Released July 2014
2014’s Big Finish anthology release ‘Breaking Bubbles and Other Stories’ reunites Colin Baker and Nicola Bryant for four one-part tales structured around the concept of perception.
‘Breaking Bubbles’ opens the proceedings in a botanical garden aboard a prison spaceship transporting deadly, sentient beings. As the Doctor and Peri find themselves trying to decide if Safira Valtris, a deposed emperor who then led an illegal coup against her cousin, is deserving of her war criminal label, the script wisely avoids giving definite answers, playing with perception of the character and the setting wonderfully along the way. Jemma Churchill does well portraying the ambiguous nature of Valtris, creating a character who believably goes between harmless desire for freedom and dangerous willingness to engage in violence, and Nicola Bryant seizes the opportunity to showcase Peri’s intuitiveness and intelligence as Peri struggles to stay alive.

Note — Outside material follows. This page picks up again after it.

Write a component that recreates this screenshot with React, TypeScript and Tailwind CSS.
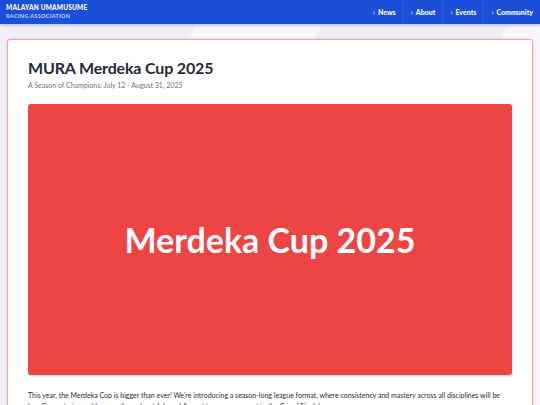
const navItems = ['News', 'About', 'Events', 'Community'];

export default function App() {
  return (
    <div className="min-h-[405px] w-[540px] overflow-hidden bg-[#f4f2f9] font-['Lato',sans-serif] relative">
      {/* faint background shapes */}
      <div className="absolute inset-0 bg-[linear-gradient(115deg,#f1eff8_0%,#f1eff8_28%,#f7f6fb_28%,#f7f6fb_45%,#f0eef7_45%,#f0eef7_70%,#f6f5fb_70%)]" />

      <header className="relative z-10 h-6 bg-[#1c4fd7] flex items-center justify-between pl-[6px] shadow-[0_1px_3px_rgba(30,64,175,0.35)]">
        <div className="flex flex-col leading-none">
          <span className="text-[6.5px] font-black tracking-[0.03em] text-white">MALAYAN UMAMUSUME</span>
          <span className="mt-[2px] text-[5.5px] font-bold tracking-[0.06em] text-blue-200">RACING ASSOCIATION</span>
        </div>
        <nav className="flex h-full">
          {navItems.map((item, i) => (
            <a
              key={item}
              className={`flex items-center gap-[3px] h-full px-[7px] text-[7px] font-black text-white ${
                i > 0 ? 'border-l border-[#2a5ce0]' : ''
              }`}
            >
              <span className="text-[7px] text-blue-200">›</span>
              {item}
            </a>
          ))}
        </nav>
      </header>

      <main className="relative z-10 px-[7px] pt-[15px]">
        <div className="bg-white border border-[#f0a3aa] rounded-[3px] shadow-[0_0_3px_rgba(239,68,68,0.25)] px-[20px] pt-[16px] pb-4">
          <h1 className="text-[16px] font-bold text-[#1f2937] leading-[23px] tracking-[-0.01em]">MURA Merdeka Cup 2025</h1>
          <p className="text-[7px] text-gray-500 leading-[10px] mt-[1px]">A Season of Champions: July 12 - August 31, 2025</p>

          <div className="mt-[14px] h-[271px] rounded-[3px] bg-[#ef4444] flex items-center justify-center shadow-[0_1px_2px_rgba(0,0,0,0.15)]">
            <span className="text-[34px] font-bold text-white leading-none">Merdeka Cup 2025</span>
          </div>

          <p className="mt-[15px] text-[7px] leading-[11px] text-[#1f2937]">
            This year, the Merdeka Cup is bigger than ever! We're introducing a season-long league format, where consistency and mastery across all disciplines will be key. Compete in weekly races throughout July and August to earn your spot in the Grand Finals!
          </p>
        </div>
      </main>
    </div>
  );
}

‘Of Chaos Time The,’ as the title suggests, deals with chronologically disordered events as the Doctor jumps within his own timeline between his efforts to avert an explosion and his investigation into a strange alien hospital. While this concept is certainly not new to Doctor Who or even the audio medium, it certainly gives Colin Baker ample opportunity to shine, particularly highlighting how much his incarnation’s gruff exterior has softened under Big Finish’s tutelage while also ensuring that the events portrayed always make logical sense. The one-part format doesn’t allow for too much innovation within the time loop confines, but this story absolutely meets the requirements of dealing with perception while providing a very enjoyable tale nonetheless.
‘An Eye for Murder’ sees Nicola Bryant’s character mistaken for a famous novelist at a World War II women’s college. With a plot full of intrigue and tension as poisonous pen letters that could have disastrous effects on the war are called into question, ‘An Eye for Murder’ wonderfully embraces its period nature and strong female ubiquity to create a very satisfying mystery with some very comedic moments as well. The second half does become much more brashly overt with its science fiction language, doing away with some of the great subtlety of the first half, but this is still another strong self-contained entry in this release.
‘The Curious Incident of the Doctor in the Night-Time’ is a wonderful conclusion to this anthology release, blending poignant tenderness with comedy perfectly as the story unfolds through the eyes of an autistic child. Michael as that youth becomes a very engaging presence with the script and Johnny Gibbons’s performance never belittling his condition, and the parallels drawn between the youth and the Doctor are fantastic. It’s rare that something completely novel is brought into Doctor Who, but experiencing events through a person who doesn’t understand the underlying meaning to words being said but who can remember the minutest detail works exceptionally well, though it could have just as easily fallen flat with a different combination of writer and actor. It almost seems secondary, but the story behind the extra garden gnome and the J’noi’s killer tendencies is also immensely innovative and successfully incorporated as well.
‘Breaking Bubbles and Other Stories’ is unquestionably the strongest anthology release so far, each story extremely engaging and able to successfully and satisfyingly stand on its own merit. Colin Baker and Nicola Bryant have a fantastic chemistry that is on display throughout, setting the bar high for their trilogy later in the year while making these four individual tales a joy.